## START Material
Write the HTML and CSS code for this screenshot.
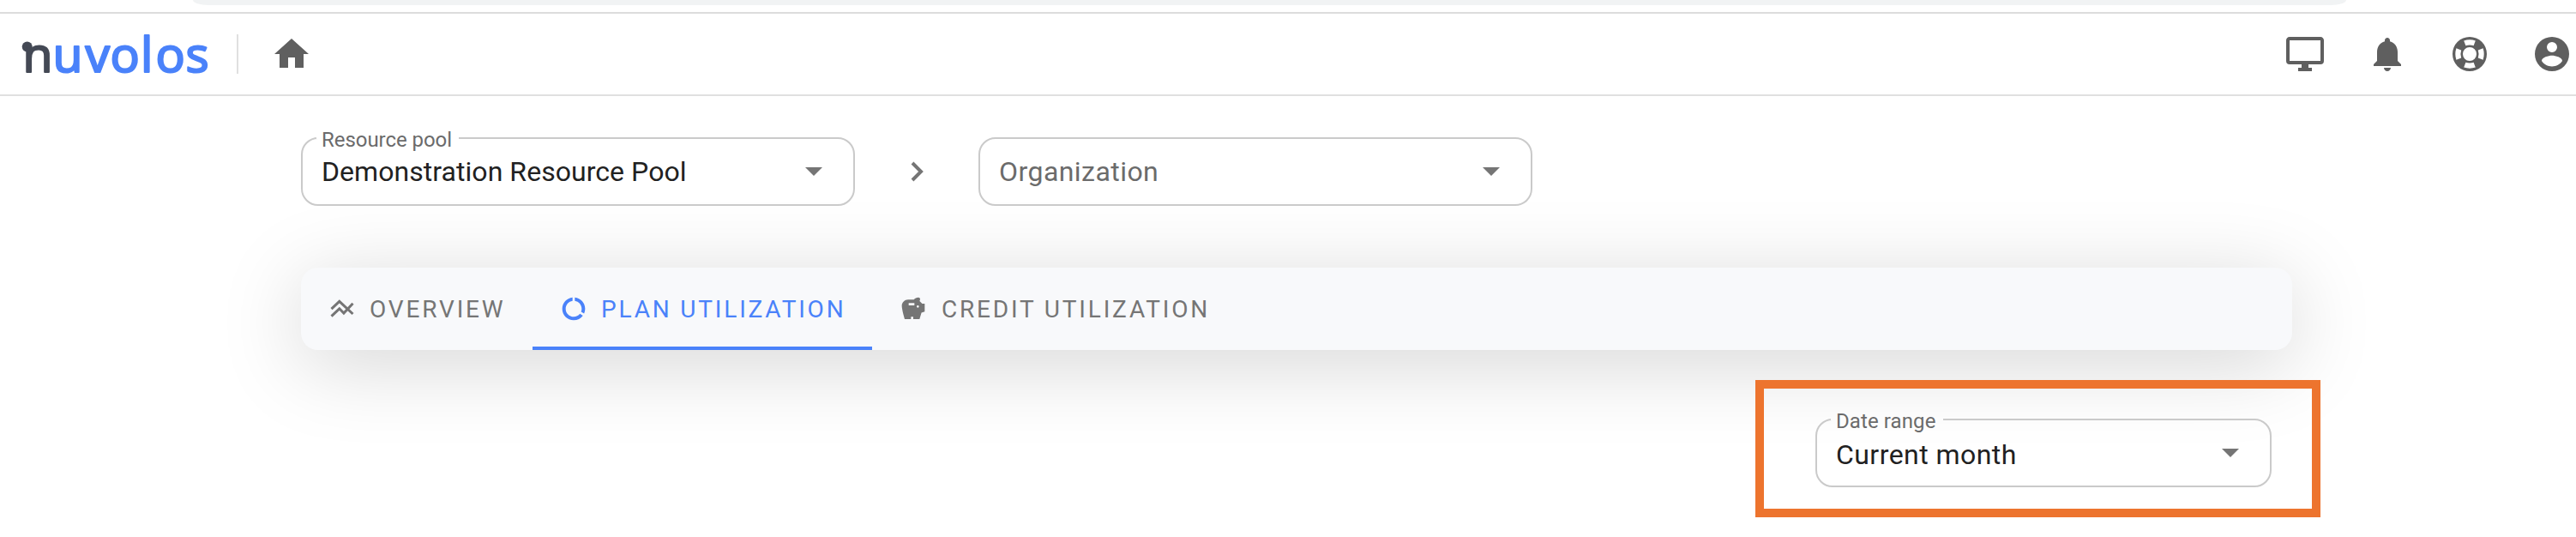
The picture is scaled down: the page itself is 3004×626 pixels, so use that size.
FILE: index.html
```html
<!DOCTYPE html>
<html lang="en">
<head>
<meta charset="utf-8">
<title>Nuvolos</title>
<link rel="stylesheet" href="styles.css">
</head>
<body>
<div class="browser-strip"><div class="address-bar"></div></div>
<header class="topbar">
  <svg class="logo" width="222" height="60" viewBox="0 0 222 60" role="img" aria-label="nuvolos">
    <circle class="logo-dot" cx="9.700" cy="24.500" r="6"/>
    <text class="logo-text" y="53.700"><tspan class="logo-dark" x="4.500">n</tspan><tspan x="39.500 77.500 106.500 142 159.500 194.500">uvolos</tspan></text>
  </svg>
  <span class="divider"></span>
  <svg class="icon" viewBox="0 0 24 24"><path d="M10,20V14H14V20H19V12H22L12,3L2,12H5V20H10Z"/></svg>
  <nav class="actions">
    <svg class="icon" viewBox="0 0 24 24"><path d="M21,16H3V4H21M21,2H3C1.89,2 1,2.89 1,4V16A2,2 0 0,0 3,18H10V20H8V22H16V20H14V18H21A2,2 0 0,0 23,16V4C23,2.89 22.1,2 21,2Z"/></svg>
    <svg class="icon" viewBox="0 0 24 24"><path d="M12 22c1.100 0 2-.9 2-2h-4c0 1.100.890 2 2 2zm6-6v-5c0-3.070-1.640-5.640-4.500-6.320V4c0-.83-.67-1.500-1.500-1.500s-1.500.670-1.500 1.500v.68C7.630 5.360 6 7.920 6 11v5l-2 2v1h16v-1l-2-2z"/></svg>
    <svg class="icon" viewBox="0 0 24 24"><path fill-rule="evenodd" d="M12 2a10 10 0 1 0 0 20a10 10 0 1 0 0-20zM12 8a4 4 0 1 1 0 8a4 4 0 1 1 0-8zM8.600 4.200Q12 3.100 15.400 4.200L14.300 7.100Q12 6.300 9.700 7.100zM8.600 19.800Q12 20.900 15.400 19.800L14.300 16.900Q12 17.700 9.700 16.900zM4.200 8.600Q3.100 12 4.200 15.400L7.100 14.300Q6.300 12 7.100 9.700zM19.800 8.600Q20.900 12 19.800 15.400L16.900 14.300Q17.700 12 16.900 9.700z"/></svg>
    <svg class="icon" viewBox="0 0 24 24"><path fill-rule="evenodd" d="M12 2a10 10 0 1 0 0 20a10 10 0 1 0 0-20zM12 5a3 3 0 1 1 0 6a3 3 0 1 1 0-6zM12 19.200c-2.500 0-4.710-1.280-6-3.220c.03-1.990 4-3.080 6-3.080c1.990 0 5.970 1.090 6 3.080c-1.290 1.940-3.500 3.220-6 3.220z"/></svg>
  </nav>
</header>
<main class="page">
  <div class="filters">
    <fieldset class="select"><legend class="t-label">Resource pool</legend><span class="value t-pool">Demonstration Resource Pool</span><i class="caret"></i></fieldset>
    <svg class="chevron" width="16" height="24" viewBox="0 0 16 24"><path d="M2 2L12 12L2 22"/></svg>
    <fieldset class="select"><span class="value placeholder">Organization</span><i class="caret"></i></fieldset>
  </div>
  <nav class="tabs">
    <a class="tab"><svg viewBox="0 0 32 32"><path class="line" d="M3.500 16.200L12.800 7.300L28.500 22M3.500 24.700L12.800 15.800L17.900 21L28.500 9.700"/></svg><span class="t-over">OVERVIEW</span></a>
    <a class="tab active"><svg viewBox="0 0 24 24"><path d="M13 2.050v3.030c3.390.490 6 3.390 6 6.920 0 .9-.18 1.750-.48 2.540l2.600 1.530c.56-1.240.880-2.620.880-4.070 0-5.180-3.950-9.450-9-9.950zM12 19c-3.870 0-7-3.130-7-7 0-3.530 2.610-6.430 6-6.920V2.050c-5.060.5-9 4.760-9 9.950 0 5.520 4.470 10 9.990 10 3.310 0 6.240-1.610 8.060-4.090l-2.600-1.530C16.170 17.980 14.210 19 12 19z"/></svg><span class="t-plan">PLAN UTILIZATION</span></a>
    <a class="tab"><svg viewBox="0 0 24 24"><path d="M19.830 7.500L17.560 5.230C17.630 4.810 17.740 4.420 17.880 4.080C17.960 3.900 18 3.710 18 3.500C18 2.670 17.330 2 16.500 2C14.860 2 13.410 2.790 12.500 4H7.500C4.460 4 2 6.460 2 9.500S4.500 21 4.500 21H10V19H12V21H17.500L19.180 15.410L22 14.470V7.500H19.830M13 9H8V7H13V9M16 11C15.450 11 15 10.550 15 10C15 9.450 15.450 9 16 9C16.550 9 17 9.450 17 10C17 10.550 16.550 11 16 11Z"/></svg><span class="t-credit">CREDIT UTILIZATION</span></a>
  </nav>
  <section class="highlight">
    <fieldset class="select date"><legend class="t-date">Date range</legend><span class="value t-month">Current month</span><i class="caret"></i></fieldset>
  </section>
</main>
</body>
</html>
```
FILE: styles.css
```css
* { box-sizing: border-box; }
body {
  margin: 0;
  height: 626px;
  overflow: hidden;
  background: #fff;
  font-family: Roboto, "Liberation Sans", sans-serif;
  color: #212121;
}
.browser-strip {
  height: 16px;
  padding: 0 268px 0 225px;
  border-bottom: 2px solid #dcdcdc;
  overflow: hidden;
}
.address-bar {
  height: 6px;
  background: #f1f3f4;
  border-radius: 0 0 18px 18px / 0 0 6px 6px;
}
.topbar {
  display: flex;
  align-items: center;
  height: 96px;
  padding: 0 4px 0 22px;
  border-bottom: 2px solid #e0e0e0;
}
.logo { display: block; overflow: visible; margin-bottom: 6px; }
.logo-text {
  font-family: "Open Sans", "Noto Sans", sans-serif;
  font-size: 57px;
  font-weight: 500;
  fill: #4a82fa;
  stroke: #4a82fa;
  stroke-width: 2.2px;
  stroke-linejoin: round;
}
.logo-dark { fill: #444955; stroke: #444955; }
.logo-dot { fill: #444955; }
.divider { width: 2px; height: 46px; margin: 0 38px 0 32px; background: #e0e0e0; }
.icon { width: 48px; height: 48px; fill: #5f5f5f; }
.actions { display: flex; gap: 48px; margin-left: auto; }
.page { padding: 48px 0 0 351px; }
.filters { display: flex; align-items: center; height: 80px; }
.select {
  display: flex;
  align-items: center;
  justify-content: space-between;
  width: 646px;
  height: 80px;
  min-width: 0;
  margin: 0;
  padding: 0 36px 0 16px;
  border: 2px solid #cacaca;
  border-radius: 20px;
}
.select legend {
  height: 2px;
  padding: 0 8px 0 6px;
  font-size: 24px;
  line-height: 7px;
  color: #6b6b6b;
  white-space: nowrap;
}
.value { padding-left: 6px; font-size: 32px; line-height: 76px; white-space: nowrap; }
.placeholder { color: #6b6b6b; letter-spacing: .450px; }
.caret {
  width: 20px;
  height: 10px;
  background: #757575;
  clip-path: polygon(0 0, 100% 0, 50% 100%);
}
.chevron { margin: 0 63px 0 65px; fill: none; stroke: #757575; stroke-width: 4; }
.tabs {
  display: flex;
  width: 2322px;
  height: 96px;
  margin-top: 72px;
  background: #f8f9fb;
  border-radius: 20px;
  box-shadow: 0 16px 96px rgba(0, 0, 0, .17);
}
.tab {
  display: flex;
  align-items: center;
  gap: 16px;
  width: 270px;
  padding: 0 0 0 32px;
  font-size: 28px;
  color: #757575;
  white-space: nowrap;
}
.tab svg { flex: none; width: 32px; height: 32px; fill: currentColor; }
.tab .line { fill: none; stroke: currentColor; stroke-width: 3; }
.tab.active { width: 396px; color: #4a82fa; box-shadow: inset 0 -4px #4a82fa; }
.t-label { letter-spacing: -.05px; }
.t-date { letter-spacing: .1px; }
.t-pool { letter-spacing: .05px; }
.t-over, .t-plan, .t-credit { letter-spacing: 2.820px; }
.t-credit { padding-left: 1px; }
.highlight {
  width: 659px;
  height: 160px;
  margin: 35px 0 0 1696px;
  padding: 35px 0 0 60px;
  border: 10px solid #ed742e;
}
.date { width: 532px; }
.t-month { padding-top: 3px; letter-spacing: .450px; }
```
## END Material
▶ _Direction_
Tally the lines of the data that hold the string "size". Answer with the number and nothing more.

▶ _Task answer_
5